I find it so interesting that, as much as we liberal-minded people like to think people are unique and don’t fit into the categories we put them in, dating site data shows that people actually do fit relatively neatly into categories. White men seem to love fishing and NASCAR and black women tend to like soul food and Tupac. So the question is, after we’ve seen how so many people don’t fit the mold, why do others fit it a little too well.
While I was discussing this in a science course, I chose to pull on my communication background to try to explain this. When we create categories, we inadvertently create communities of people who seek refuge with others “like them” who are also placed in the same category. When these people interact, they create their own “organizations” with their own cultures. Because of this, we can apply some organizational communication theory to examine them. People create cultures to make sense of the world. We affiliate with people who support our existing opinions and provide their own opinions that fall within our personal range of acceptability.
As people communicate, they shape each other’s realities while themselves being shaped. So, when like-minded people get together, they become more like-minded.Therefore, it is not surprising that people who are strongly connected to and affiliated with each other, they subscribe to many of the same beliefs, practices, and preferences. If a group of NASCAR-loving fishermen all hang out together, it is likely they will all like NASCAR and fishing that much more because it is something that bonds them to each other and gives them a sense of belonging.
Now, this sense of belonging does have more of a biological tie. Humans are social creatures. We seek community to survive and meet our psychological needs. Creating a culture is one way we do this. We seek out people who will accept and “protect” us.

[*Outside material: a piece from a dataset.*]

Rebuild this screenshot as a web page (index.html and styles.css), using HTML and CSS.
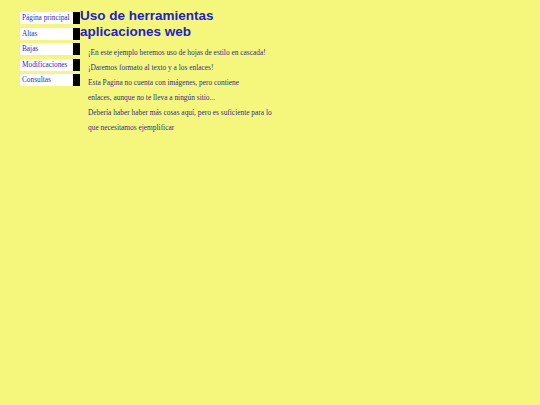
FILE: index.html
```html
<!DOCTYPE html>
<html lang="es">
<head>
<meta charset="utf-8">
<title>Uso de herramientas aplicaciones web</title>
<link rel="stylesheet" href="styles.css">
</head>
<body>
<div class="page">
  <ul class="menu">
    <li><a href="#">Página principal</a></li>
    <li><a href="#">Altas</a></li>
    <li><a href="#">Bajas</a></li>
    <li><a href="#">Modificaciones</a></li>
    <li><a href="#">Consultas</a></li>
  </ul>
  <div class="content">
    <h1 class="title">Uso de herramientas<br>aplicaciones web</h1>
    <div class="text">
      <p>¡En este ejemplo beremos uso de hojas de estilo en cascada!</p>
      <p>¡Daremos formato al texto y a los enlaces!</p>
      <p>Esta Pagina no cuenta con imágenes, pero contiene<br>enlaces, aunque no te lleva a ningún sitio...</p>
      <p>Debería haber haber más cosas aquí, pero es suficiente para lo<br>que necesitamos ejemplificar</p>
    </div>
  </div>
</div>
</body>
</html>
```
FILE: styles.css
```css
html, body {
  margin: 0;
  padding: 0;
  background: #f5f77d;
}
.page {
  display: flex;
  align-items: flex-start;
  padding: 12px 0 0 20px;
}
.menu {
  list-style: none;
  margin: 0;
  padding: 0;
  width: 60px;
}
.menu li {
  margin: 0 0 3.5px 0;
}
.menu a {
  display: block;
  height: 12px;
  line-height: 12px;
  padding-left: 2px;
  background: #ffffff;
  border-right: 7px solid #000000;
  color: #2a2ad0;
  text-decoration: none;
  font-family: "Liberation Serif", serif;
  font-size: 7.3px;
  white-space: nowrap;
  overflow: hidden;
}
.content {
  margin-top: -4px;
}
.title {
  margin: 0;
  font-family: "Liberation Sans", Arial, sans-serif;
  font-weight: bold;
  font-size: 13.5px;
  line-height: 15.5px;
  color: #2222cc;
}
.text {
  padding: 6px 0 0 8px;
}
.text p {
  margin: 0;
  font-family: "Liberation Serif", serif;
  font-size: 7.4px;
  line-height: 15px;
  color: #2e2e96;
}
```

So, it makes sense that we would seek out and become like the people around us. The question is, though, is this wrong? Just because a group of women all happen to like soul food and Tupac, should they be stereotyped? Are they just this description?
Stereotypes are just descriptions of a group of people. Objectively, they are not the evil fate we often make them out to be. The problem arises when we say that this description, this stereotype, is the only description for these people. I am a white young adult female who likes Starbucks and has a serious Pinterest addiction. Based on these interests, I am the stereotypical “white chick,” but, I can also work on an engine, cut down a tree, and cheer on the Pittsburgh Steelers. Yes, I am a stereotypical white girl, but I am more than that. I have many of the same interests as people around me, but I have many more interests, too.
The same goes for any other social category. Yes, they will have things in common with other members of the same category, but I would argue that’s a good thing. It means they have a steady culture to identify with. The important thing, though, is that they are more than that. They share things with their culture, but they have their own interests. They have something that makes them more than their category, more than their stereotype.